— BEGIN Data shown —

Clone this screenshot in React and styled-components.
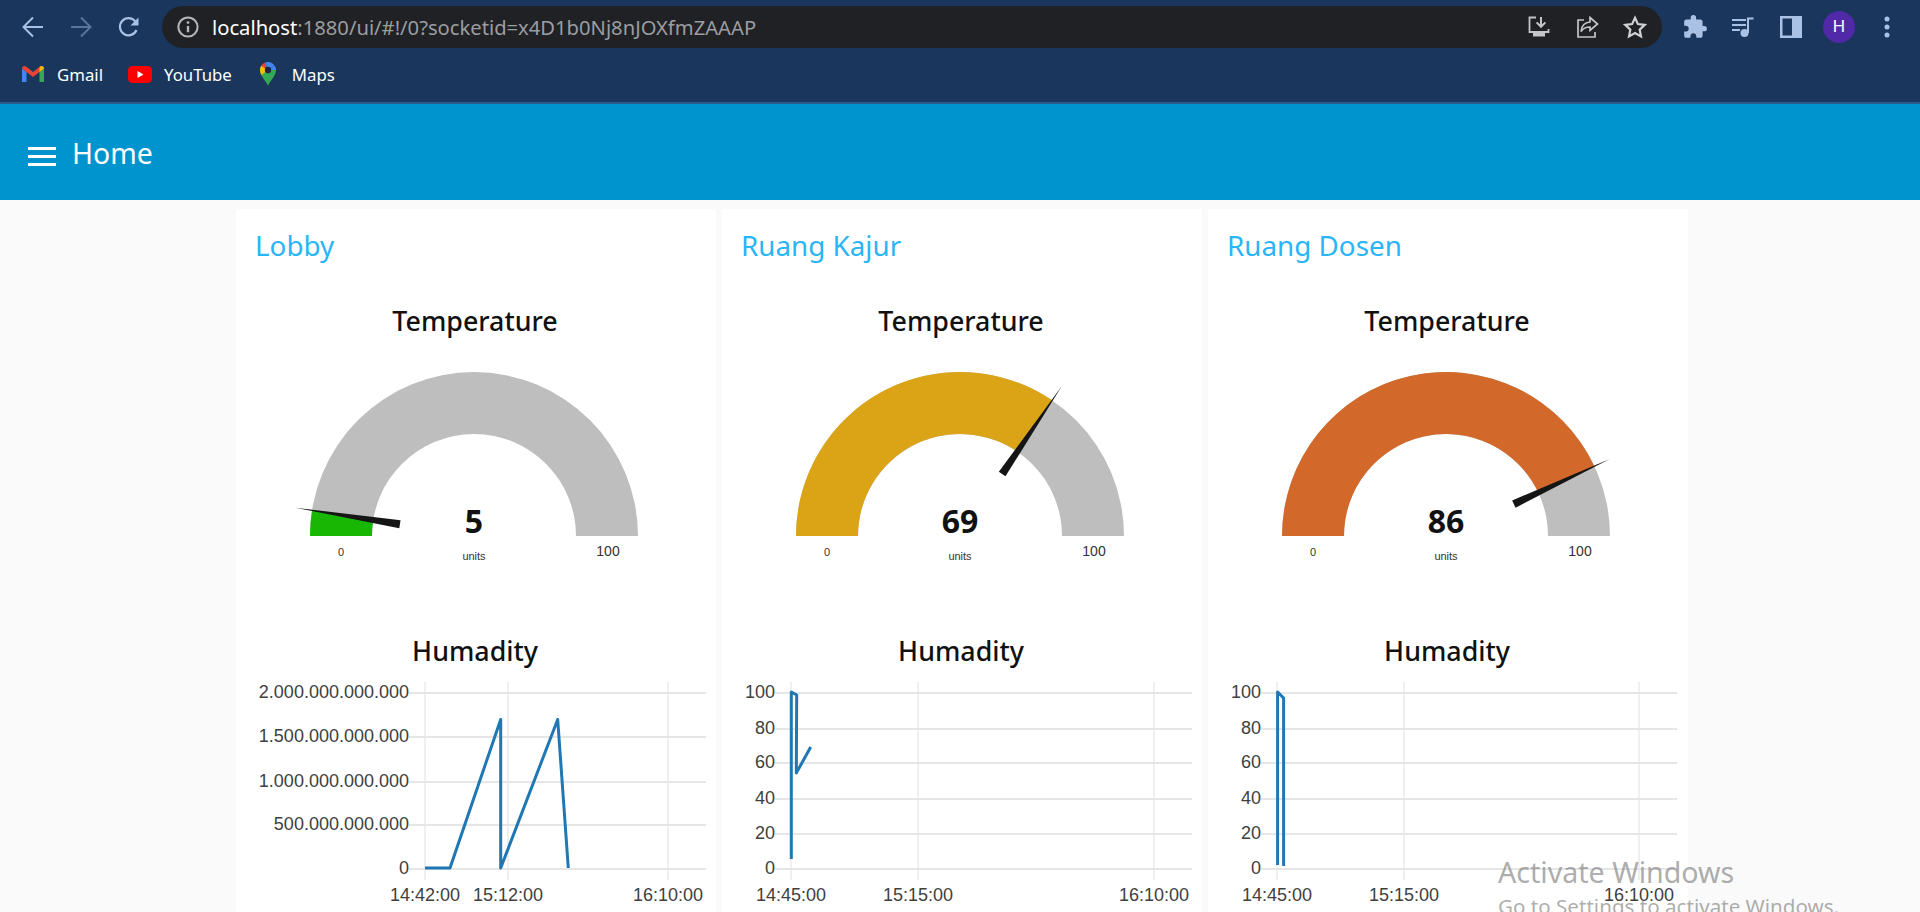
import React from 'react'
import styled, { createGlobalStyle } from 'styled-components'
import { MdExtension } from 'react-icons/md'

const UI_FONT = '"Noto Sans", "Open Sans", sans-serif'
const CHART_FONT = '"Liberation Sans", Arial, sans-serif'

const GlobalStyle = createGlobalStyle`
    html, body {
        margin: 0;
        padding: 0;
        height: 100%;
        overflow: hidden;
        background: #fafafa;
        font-family: ${UI_FONT};
    }
`

const Page = styled.div`
    position: relative;
    width: 1920px;
    height: 912px;
    overflow: hidden;
    background: #fafafa;
`

const Toolbar = styled.div`
    display: flex;
    align-items: center;
    height: 54px;
    padding-left: 9px;
    background: #1a365d;
`

const ToolButton = styled.div`
    flex: 0 0 48px;
    height: 48px;
    display: flex;
    align-items: center;
    justify-content: center;
    color: ${props => props.color || '#a8c1e4'};
    opacity: ${props => props.dim ? 0.45 : 1};
`

const Omnibox = styled.div`
    flex: 0 0 1500px;
    height: 42px;
    margin: 0 9px;
    display: flex;
    align-items: center;
    padding: 0 3px 0 15px;
    box-sizing: border-box;
    border-radius: 21px;
    background: #202124;
`

const UrlText = styled.div`
    flex: 1;
    margin-left: 13px;
    font-size: 20.2px;
    color: #9b9da1;
    white-space: nowrap;
    b {
        font-weight: 400;
        color: #fff;
    }
`

const Avatar = styled.div`
    width: 32px;
    height: 32px;
    border-radius: 50%;
    display: flex;
    align-items: center;
    justify-content: center;
    background: #5029a8;
    color: #fff;
    font-family: ${CHART_FONT};
    font-size: 17px;
`

const Bookmarks = styled.div`
    display: flex;
    align-items: center;
    box-sizing: border-box;
    height: 50px;
    padding: 0 0 8px 22px;
    background: #1a365d;
    border-bottom: 2px solid #2a5c88;
`

const Bookmark = styled.div`
    display: flex;
    align-items: center;
    gap: ${props => props.gap || 12}px;
    margin-right: ${props => props.after || 26}px;
    font-size: 16.8px;
    color: #fff;
`

const Header = styled.div`
    height: 96px;
    display: flex;
    align-items: center;
    padding-left: 28px;
    gap: 16px;
    background: #0094ce;
`

const HeaderTitle = styled.div`
    font-size: 28.4px;
    color: #fff;
    line-height: 1;
    margin-top: 3px;
`

const Burger = styled.div`
    width: 28px;
    height: 13px;
    margin-top: 8px;
    border-top: 3px solid #fff;
    border-bottom: 3px solid #fff;
    position: relative;
    &::after {
        content: '';
        position: absolute;
        left: 0;
        right: 0;
        top: 5px;
        height: 3px;
        background: #fff;
    }
`

const Columns = styled.div`
    display: grid;
    grid-template-columns: repeat(3, 480px);
    gap: 6px;
    padding: 9px 0 0 236px;
`

const Card = styled.div`
    height: 720px;
    background: #fff;
`

const CardTitle = styled.div`
    height: 72px;
    margin-bottom: 9px;
    padding-left: 19px;
    font-size: 27.8px;
    line-height: 72px;
    color: #29b5f6;
`

const WidgetTitle = styled.div`
    height: 62px;
    padding-right: 2px;
    text-align: center;
    font-size: 26.8px;
    font-weight: 500;
    line-height: 62px;
    color: #111;
`

const Drawing = styled.svg`
    display: block;
    width: 480px;
    height: ${props => props.h}px;
`

const GaugeValue = styled.text`
    font-family: ${UI_FONT};
    font-size: 32px;
    font-weight: 700;
    fill: #111;
    text-anchor: middle;
`

const GaugeLabel = styled.text`
    font-family: ${CHART_FONT};
    font-size: ${props => props.size || 11}px;
    fill: #333;
    text-anchor: middle;
`

const AxisLabel = styled.text`
    font-family: ${CHART_FONT};
    font-size: 18px;
    fill: #404040;
    text-anchor: ${props => props.anchor};
`

const Watermark = styled.div`
    position: absolute;
    left: 1498px;
    top: 852px;
    color: rgba(120, 120, 120, 0.62);
    white-space: nowrap;
`

const WatermarkBig = styled.div`
    font-size: 28.6px;
    line-height: 40px;
`

const WatermarkSmall = styled.div`
    font-size: 20.6px;
    line-height: 28px;
`

const ArrowIcon = ({ flip }) => (
    <svg width="24" height="24" viewBox="0 0 24 24" fill="none" stroke="currentColor" strokeWidth="2"
         style={flip ? { transform: 'scaleX(-1)' } : undefined}>
        <path d="M22 12H3M12 2.5L2.5 12l9.5 9.5"/>
    </svg>
)

const ReloadIcon = () => (
    <svg width="24" height="24" viewBox="0 0 24 24" fill="none" stroke="currentColor" strokeWidth="2.2">
        <path d="M19.5 15a8.6 8.6 0 1 1-1.2-8.6L20 8"/>
        <path d="M21.5 2.5v8h-8z" fill="currentColor" stroke="none"/>
    </svg>
)

const InfoIcon = () => (
    <svg width="22" height="22" viewBox="0 0 22 22" fill="none" stroke="#b4b6ba" strokeWidth="2">
        <circle cx="11" cy="11" r="9.6"/>
        <path d="M11 10v6.2" strokeWidth="2.4"/>
        <circle cx="11" cy="6.6" r="1.4" fill="#b4b6ba" stroke="none"/>
    </svg>
)

const InstallIcon = () => (
    <svg width="24" height="24" viewBox="0 0 24 24" fill="none" stroke="#c4c5c8" strokeWidth="1.8">
        <path d="M9 2.5H2.5v14.5H21.5v-3"/>
        <path d="M14 2v9.5M9.6 7.4l4.4 4.4 4.4-4.4" strokeWidth="2"/>
        <path d="M6 18h12v3.5H6z" fill="#c4c5c8" stroke="none"/>
    </svg>
)

const ShareIcon = () => (
    <svg width="24" height="24" viewBox="0 0 24 24" fill="none" stroke="#c4c5c8" strokeWidth="1.7">
        <path d="M9 5H3v17h17v-5"/>
        <path d="M15 2.5l7.5 6.5-7.5 6.5V12c-4.5 0-7 1.5-9 4.5 .5-5.5 3.5-9 9-9.5z"/>
    </svg>
)

const StarIcon = () => (
    <svg width="24" height="24" viewBox="0 0 24 24" fill="none" stroke="#d0d1d3" strokeWidth="2.2">
        <path d="M12 2.8l2.9 6.3 6.8.8-5 4.7 1.3 6.8-6-3.4-6 3.4 1.3-6.8-5-4.7 6.8-.8z"/>
    </svg>
)

const QueueIcon = () => (
    <svg width="24" height="24" viewBox="0 0 24 24" fill="none" stroke="currentColor" strokeWidth="2">
        <path d="M1 5h14M1 10h14M1 15h8"/>
        <path d="M17 18V3.5h5.5"/>
        <circle cx="13.5" cy="18" r="4" fill="currentColor" stroke="none"/>
    </svg>
)

const PanelIcon = () => (
    <svg width="22" height="22" viewBox="0 0 22 22">
        <path d="M0 0h22v22H0z" fill="currentColor"/>
        <path d="M2.5 2.5h9.5v17H2.5z" fill="#1a365d"/>
    </svg>
)

const DotsIcon = () => (
    <svg width="6" height="22" viewBox="0 0 6 22" fill="currentColor">
        <circle cx="3" cy="3" r="2.5"/>
        <circle cx="3" cy="11" r="2.5"/>
        <circle cx="3" cy="19" r="2.5"/>
    </svg>
)

const GmailIcon = () => (
    <svg width="22" height="16" viewBox="0 0 22 16">
        <path d="M0 2.5V16h4.5V6z" fill="#4285f4"/>
        <path d="M17.5 6V16H22V2.5z" fill="#34a853"/>
        <path d="M0 2.5C0 .4 2.4-.7 4 .6l7 5.4L18 .6c1.6-1.3 4-.2 4 1.9L17.5 6 11 11 4.5 6z" fill="#ea4335"/>
        <path d="M17.5 6V1.9L18 .6c1.6-1.3 4-.2 4 1.9z" fill="#fbbc04"/>
    </svg>
)

const YoutubeIcon = () => (
    <svg width="24" height="17" viewBox="0 0 24 17">
        <rect width="24" height="17" rx="4.5" fill="#f00"/>
        <path d="M9.5 5v7l6-3.5z" fill="#fff"/>
    </svg>
)

const MapsIcon = () => (
    <svg width="16" height="24" viewBox="0 0 16 24">
        <path d="M8 24C6.8 19.5 0 14.5 0 8h16c0 6.5-6.8 11.5-8 16z" fill="#34a853"/>
        <path d="M1.3 3.6A8 8 0 0 0 0 8c0 1.8.6 3.4 1.5 5L8 8z" fill="#fbbc04"/>
        <path d="M1.3 3.6A8 8 0 0 1 5 .6L8 8z" fill="#ea4335"/>
        <path d="M5 .6A8 8 0 0 1 14.5 3.5L8 8z" fill="#4285f4"/>
        <path d="M14.5 3.5A8 8 0 0 1 16 8L8 8z" fill="#4285f4"/>
        <circle cx="8" cy="8" r="3.2" fill="#1a2a3a"/>
    </svg>
)

const GAUGE_X = 238
const GAUGE_Y = 184
const R_OUT = 164
const R_IN = 102

function polar(r, pct) {
    const a = Math.PI * (1 - pct / 100)
    return [GAUGE_X + r * Math.cos(a), GAUGE_Y - r * Math.sin(a)]
}

function arcPath(pct) {
    const [ox, oy] = polar(R_OUT, pct)
    const [ix, iy] = polar(R_IN, pct)
    return `M${GAUGE_X - R_OUT} ${GAUGE_Y}A${R_OUT} ${R_OUT} 0 0 1 ${ox} ${oy}L${ix} ${iy}A${R_IN} ${R_IN} 0 0 0 ${GAUGE_X - R_IN} ${GAUGE_Y}Z`
}

function needlePath(pct) {
    const [tx, ty] = polar(181, pct)
    const [bx, by] = polar(75, pct)
    const a = Math.PI * (1 - pct / 100)
    const nx = Math.sin(a) * 4
    const ny = Math.cos(a) * 4
    return `M${tx} ${ty}L${bx + nx} ${by + ny}L${bx - nx} ${by - ny}Z`
}

function Gauge({ value, color }) {
    return <Drawing h={268} viewBox="0 0 480 268">
        <path d={arcPath(100)} fill="#bebebe"/>
        <path d={arcPath(value)} fill={color}/>
        <path d={needlePath(value)} fill="#151515"/>
        <GaugeValue x={GAUGE_X} y={GAUGE_Y - 3}>{value}</GaugeValue>
        <GaugeLabel x={GAUGE_X} y={GAUGE_Y + 24}>units</GaugeLabel>
        <GaugeLabel x={GAUGE_X - 133} y={GAUGE_Y + 20}>0</GaugeLabel>
        <GaugeLabel size={14} x={GAUGE_X + 134} y={GAUGE_Y + 20}>100</GaugeLabel>
    </Drawing>
}

function Chart({ axisX, right, yTicks, xTicks, line }) {
    return <Drawing h={230} viewBox="0 0 480 230">
        {xTicks.map(t =>
            <line key={t.x} x1={t.x} x2={t.x} y1="0" y2="198" stroke="#e0e0e0" strokeWidth="1"/>
        )}
        {yTicks.map(t =>
            <line key={t.y} x1={axisX - 16} x2={right} y1={t.y} y2={t.y} stroke="#e6e6e6" strokeWidth="2"/>
        )}
        <polyline points={line} fill="none" stroke="#1f77b4" strokeWidth="3" strokeLinejoin="round"/>
        {yTicks.map(t =>
            <AxisLabel key={t.y} anchor="end" x={axisX - 16} y={t.y + 5}>{t.label}</AxisLabel>
        )}
        {xTicks.map(t =>
            <AxisLabel key={t.x} anchor="middle" x={t.x} y={219}>{t.label}</AxisLabel>
        )}
    </Drawing>
}

const percentTicks = [
    { y: 11, label: '100' },
    { y: 47, label: '80' },
    { y: 81, label: '60' },
    { y: 117, label: '40' },
    { y: 152, label: '20' },
    { y: 187, label: '0' },
]

const rooms = [
    {
        name: 'Lobby',
        value: 5,
        color: '#17b704',
        chart: {
            axisX: 189,
            right: 470,
            yTicks: [
                { y: 11, label: '2.000.000.000.000' },
                { y: 55, label: '1.500.000.000.000' },
                { y: 100, label: '1.000.000.000.000' },
                { y: 143, label: '500.000.000.000' },
                { y: 187, label: '0' },
            ],
            xTicks: [
                { x: 189, label: '14:42:00' },
                { x: 272, label: '15:12:00' },
                { x: 432, label: '16:10:00' },
            ],
            line: '189,186 214,186 264.7,37.5 264.7,186 321.7,37.5 332.3,186',
        },
    },
    {
        name: 'Ruang Kajur',
        value: 69,
        color: '#dba416',
        chart: {
            axisX: 69,
            right: 470,
            yTicks: percentTicks,
            xTicks: [
                { x: 69, label: '14:45:00' },
                { x: 196, label: '15:15:00' },
                { x: 432, label: '16:10:00' },
            ],
            line: '69.3,177 69.3,10 74.7,13 74.3,91 88.7,65',
        },
    },
    {
        name: 'Ruang Dosen',
        value: 86,
        color: '#d26829',
        chart: {
            axisX: 69,
            right: 469,
            yTicks: percentTicks,
            xTicks: [
                { x: 69, label: '14:45:00' },
                { x: 196, label: '15:15:00' },
                { x: 431, label: '16:10:00' },
            ],
            line: '69.6,183 69.6,10 75.6,16 75.6,184',
        },
    },
]

export default function App() {
    return <Page>
        <GlobalStyle/>
        <Toolbar>
            <ToolButton><ArrowIcon/></ToolButton>
            <ToolButton dim><ArrowIcon flip/></ToolButton>
            <ToolButton><ReloadIcon/></ToolButton>
            <Omnibox>
                <InfoIcon/>
                <UrlText><b>localhost</b>:1880/ui/#!/0?socketid=x4D1b0Nj8nJOXfmZAAAP</UrlText>
                <ToolButton><InstallIcon/></ToolButton>
                <ToolButton><ShareIcon/></ToolButton>
                <ToolButton><StarIcon/></ToolButton>
            </Omnibox>
            <ToolButton><MdExtension size={26}/></ToolButton>
            <ToolButton><QueueIcon/></ToolButton>
            <ToolButton><PanelIcon/></ToolButton>
            <ToolButton><Avatar>H</Avatar></ToolButton>
            <ToolButton><DotsIcon/></ToolButton>
        </Toolbar>
        <Bookmarks>
            <Bookmark gap={13} after={25}><GmailIcon/>Gmail</Bookmark>
            <Bookmark after={28}><YoutubeIcon/>YouTube</Bookmark>
            <Bookmark gap={16}><MapsIcon/>Maps</Bookmark>
        </Bookmarks>
        <Header>
            <Burger/>
            <HeaderTitle>Home</HeaderTitle>
        </Header>
        <Columns>
            {rooms.map(room =>
                <Card key={room.name}>
                    <CardTitle>{room.name}</CardTitle>
                    <WidgetTitle>Temperature</WidgetTitle>
                    <Gauge value={room.value} color={room.color}/>
                    <WidgetTitle>Humadity</WidgetTitle>
                    <Chart {...room.chart}/>
                </Card>
            )}
        </Columns>
        <Watermark>
            <WatermarkBig>Activate Windows</WatermarkBig>
            <WatermarkSmall>Go to Settings to activate Windows.</WatermarkSmall>
        </Watermark>
    </Page>
}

— END Data shown —

**Your objective**.
Check each line above for "components" and return the ones that have it.

**The answer**.
Clone this screenshot in React and styled-components.
import styled, { createGlobalStyle } from 'styled-components'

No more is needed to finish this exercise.